Saved data entries:
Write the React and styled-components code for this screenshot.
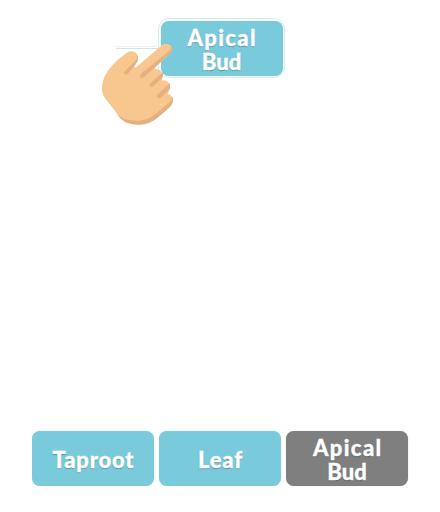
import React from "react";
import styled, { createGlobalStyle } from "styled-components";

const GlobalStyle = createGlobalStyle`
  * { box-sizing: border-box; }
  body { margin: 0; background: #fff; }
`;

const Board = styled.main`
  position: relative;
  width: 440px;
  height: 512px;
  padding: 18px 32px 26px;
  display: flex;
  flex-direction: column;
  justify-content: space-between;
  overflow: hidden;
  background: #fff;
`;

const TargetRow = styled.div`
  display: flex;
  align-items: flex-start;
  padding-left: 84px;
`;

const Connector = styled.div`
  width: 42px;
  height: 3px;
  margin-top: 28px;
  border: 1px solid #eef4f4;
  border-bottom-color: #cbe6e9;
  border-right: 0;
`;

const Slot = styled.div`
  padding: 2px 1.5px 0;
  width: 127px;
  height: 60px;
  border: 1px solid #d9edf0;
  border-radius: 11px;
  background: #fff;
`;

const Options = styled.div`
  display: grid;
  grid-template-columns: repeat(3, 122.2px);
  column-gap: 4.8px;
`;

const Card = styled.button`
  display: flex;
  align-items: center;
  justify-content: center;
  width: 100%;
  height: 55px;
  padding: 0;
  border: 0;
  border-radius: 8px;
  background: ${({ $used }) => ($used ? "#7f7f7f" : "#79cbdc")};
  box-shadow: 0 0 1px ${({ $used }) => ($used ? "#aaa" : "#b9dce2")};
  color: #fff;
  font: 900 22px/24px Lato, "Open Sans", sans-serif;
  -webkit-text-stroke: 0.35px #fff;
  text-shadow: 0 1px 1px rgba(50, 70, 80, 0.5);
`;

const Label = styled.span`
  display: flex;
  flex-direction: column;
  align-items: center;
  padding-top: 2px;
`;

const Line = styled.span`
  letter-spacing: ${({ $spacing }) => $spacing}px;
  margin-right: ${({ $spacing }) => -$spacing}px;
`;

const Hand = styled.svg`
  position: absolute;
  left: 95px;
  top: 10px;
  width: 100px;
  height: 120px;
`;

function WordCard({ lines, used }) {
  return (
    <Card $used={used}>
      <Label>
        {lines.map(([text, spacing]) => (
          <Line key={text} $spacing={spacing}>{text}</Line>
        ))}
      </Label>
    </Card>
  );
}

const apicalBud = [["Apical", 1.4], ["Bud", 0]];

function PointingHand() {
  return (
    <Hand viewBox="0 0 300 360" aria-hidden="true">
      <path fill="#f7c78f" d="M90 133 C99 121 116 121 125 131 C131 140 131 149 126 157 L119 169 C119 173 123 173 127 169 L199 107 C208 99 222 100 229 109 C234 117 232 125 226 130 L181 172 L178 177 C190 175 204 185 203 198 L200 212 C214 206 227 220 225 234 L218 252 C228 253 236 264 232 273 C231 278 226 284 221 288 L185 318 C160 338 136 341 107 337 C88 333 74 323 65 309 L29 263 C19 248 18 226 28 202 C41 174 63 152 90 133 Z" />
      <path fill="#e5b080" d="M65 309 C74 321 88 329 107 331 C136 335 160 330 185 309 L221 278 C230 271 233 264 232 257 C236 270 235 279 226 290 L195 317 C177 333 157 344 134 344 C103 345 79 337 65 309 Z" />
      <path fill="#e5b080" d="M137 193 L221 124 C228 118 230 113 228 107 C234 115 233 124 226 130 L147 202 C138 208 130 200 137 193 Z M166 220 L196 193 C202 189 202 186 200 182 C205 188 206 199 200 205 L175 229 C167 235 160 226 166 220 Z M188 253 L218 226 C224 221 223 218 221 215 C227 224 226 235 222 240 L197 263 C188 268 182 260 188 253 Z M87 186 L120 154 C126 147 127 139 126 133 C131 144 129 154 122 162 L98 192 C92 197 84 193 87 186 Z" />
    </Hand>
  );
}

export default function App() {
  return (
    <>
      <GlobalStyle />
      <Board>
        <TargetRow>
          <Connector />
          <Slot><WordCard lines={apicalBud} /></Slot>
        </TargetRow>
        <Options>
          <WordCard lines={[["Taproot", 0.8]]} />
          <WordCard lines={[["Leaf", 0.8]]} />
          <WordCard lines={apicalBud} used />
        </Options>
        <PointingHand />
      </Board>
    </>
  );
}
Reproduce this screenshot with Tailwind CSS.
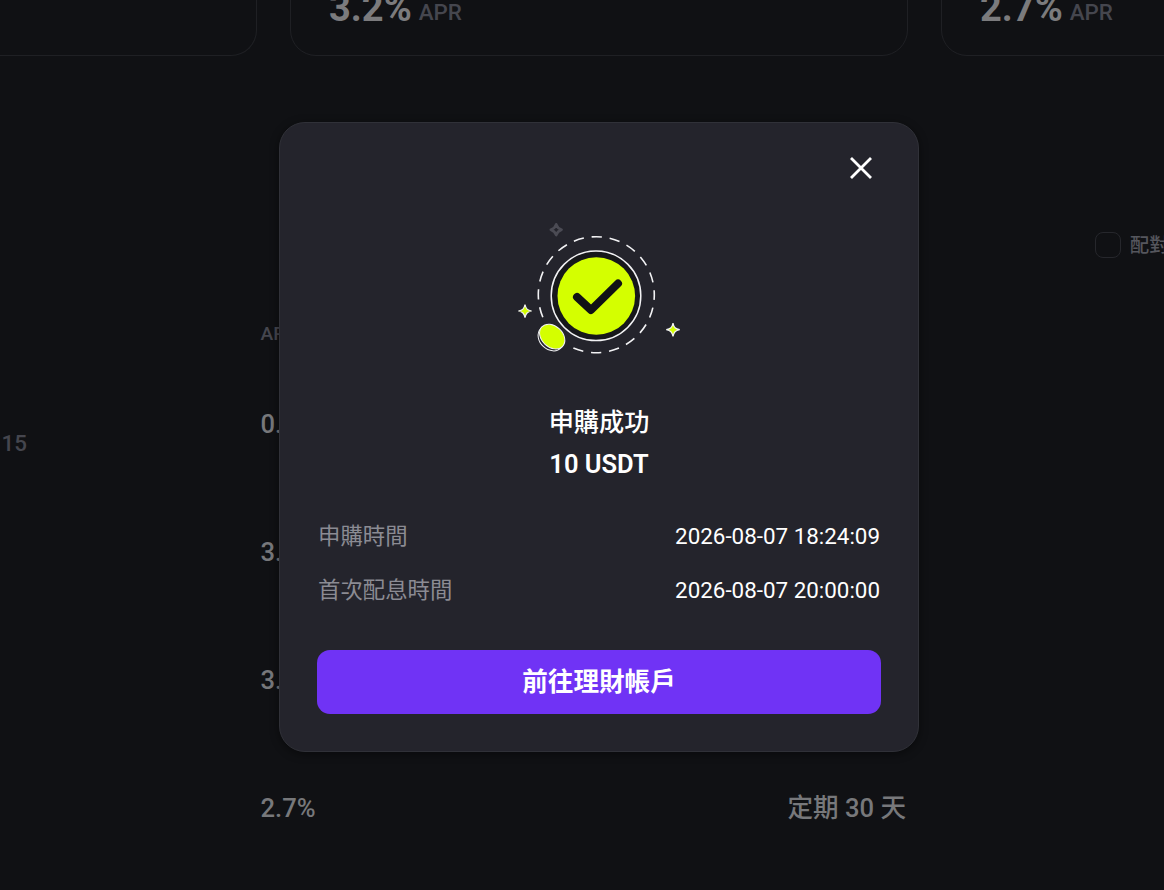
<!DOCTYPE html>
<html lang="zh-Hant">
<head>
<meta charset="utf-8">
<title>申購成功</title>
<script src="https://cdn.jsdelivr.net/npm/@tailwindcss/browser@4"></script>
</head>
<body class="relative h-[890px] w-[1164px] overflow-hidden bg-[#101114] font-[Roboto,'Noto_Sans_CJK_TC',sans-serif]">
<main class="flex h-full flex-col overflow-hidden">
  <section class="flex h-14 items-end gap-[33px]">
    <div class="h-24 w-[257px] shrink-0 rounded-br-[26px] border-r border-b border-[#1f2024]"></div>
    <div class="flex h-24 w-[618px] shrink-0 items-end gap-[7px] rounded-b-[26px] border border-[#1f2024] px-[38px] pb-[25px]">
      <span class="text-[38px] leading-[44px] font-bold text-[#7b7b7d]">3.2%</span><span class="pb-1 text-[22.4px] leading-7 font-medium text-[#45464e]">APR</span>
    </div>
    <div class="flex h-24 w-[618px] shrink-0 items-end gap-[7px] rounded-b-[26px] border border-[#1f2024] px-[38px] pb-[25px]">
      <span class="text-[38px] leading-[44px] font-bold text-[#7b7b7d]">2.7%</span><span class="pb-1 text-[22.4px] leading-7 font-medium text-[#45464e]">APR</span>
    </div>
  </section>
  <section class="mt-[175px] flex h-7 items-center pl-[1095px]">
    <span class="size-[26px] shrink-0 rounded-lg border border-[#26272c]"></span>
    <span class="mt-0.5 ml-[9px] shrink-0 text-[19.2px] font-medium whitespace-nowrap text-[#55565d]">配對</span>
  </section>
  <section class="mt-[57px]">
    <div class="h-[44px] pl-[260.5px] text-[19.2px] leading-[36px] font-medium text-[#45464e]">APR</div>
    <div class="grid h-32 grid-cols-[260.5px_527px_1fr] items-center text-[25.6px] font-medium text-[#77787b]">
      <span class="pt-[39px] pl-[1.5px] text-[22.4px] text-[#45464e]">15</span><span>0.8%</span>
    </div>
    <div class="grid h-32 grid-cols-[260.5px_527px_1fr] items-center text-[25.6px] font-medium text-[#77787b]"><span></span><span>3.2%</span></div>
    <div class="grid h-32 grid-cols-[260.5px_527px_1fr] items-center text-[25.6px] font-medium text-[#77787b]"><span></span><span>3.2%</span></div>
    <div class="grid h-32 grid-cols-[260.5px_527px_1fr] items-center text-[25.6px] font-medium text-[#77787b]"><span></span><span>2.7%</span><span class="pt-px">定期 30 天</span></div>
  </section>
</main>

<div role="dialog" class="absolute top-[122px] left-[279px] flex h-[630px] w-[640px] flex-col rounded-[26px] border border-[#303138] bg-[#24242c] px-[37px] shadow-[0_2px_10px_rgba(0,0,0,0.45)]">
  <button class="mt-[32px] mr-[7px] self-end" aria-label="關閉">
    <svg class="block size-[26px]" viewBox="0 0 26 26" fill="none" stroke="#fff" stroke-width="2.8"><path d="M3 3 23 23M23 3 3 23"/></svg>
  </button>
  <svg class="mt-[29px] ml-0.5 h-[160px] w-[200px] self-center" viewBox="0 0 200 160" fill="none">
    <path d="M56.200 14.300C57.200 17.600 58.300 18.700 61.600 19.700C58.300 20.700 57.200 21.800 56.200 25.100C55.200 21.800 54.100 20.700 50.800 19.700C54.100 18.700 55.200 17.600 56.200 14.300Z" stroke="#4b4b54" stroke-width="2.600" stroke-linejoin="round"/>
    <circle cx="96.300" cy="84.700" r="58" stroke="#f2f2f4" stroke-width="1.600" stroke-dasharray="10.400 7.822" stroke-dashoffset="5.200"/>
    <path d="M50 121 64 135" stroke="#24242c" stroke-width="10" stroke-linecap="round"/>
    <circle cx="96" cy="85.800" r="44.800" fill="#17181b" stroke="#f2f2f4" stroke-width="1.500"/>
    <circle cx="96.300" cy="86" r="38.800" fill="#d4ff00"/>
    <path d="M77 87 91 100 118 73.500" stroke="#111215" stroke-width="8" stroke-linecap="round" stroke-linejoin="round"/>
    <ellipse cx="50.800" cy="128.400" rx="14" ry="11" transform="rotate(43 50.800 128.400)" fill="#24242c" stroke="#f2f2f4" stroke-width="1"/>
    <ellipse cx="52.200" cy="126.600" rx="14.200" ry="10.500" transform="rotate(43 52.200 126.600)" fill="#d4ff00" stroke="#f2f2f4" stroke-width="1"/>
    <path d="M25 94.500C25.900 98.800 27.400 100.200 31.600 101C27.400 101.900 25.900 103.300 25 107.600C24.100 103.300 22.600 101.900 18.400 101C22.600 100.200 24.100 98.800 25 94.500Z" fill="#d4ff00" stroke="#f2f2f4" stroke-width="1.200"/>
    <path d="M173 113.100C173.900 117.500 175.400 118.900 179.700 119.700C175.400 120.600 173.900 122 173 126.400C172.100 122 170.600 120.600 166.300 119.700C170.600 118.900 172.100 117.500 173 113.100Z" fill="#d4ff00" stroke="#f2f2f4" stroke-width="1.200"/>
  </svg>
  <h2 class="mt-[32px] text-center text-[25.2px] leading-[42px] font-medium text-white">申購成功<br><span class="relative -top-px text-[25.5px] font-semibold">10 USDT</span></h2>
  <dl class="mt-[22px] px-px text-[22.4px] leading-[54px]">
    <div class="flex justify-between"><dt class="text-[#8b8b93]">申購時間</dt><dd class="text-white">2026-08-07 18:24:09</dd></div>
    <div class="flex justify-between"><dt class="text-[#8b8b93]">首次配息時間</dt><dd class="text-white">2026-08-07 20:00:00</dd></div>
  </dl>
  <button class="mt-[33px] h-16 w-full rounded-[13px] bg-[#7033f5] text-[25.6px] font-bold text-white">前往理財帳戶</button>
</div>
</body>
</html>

:: Requirements ::
Show every line from the listing above in which the string "styled" appears.

:: Response to the exercise ::
Write the React and styled-components code for this screenshot.
import styled, { createGlobalStyle } from "styled-components";
const Board = styled.main`
const TargetRow = styled.div`
const Connector = styled.div`
const Slot = styled.div`
const Options = styled.div`
const Card = styled.button`
const Label = styled.span`
const Line = styled.span`
const Hand = styled.svg`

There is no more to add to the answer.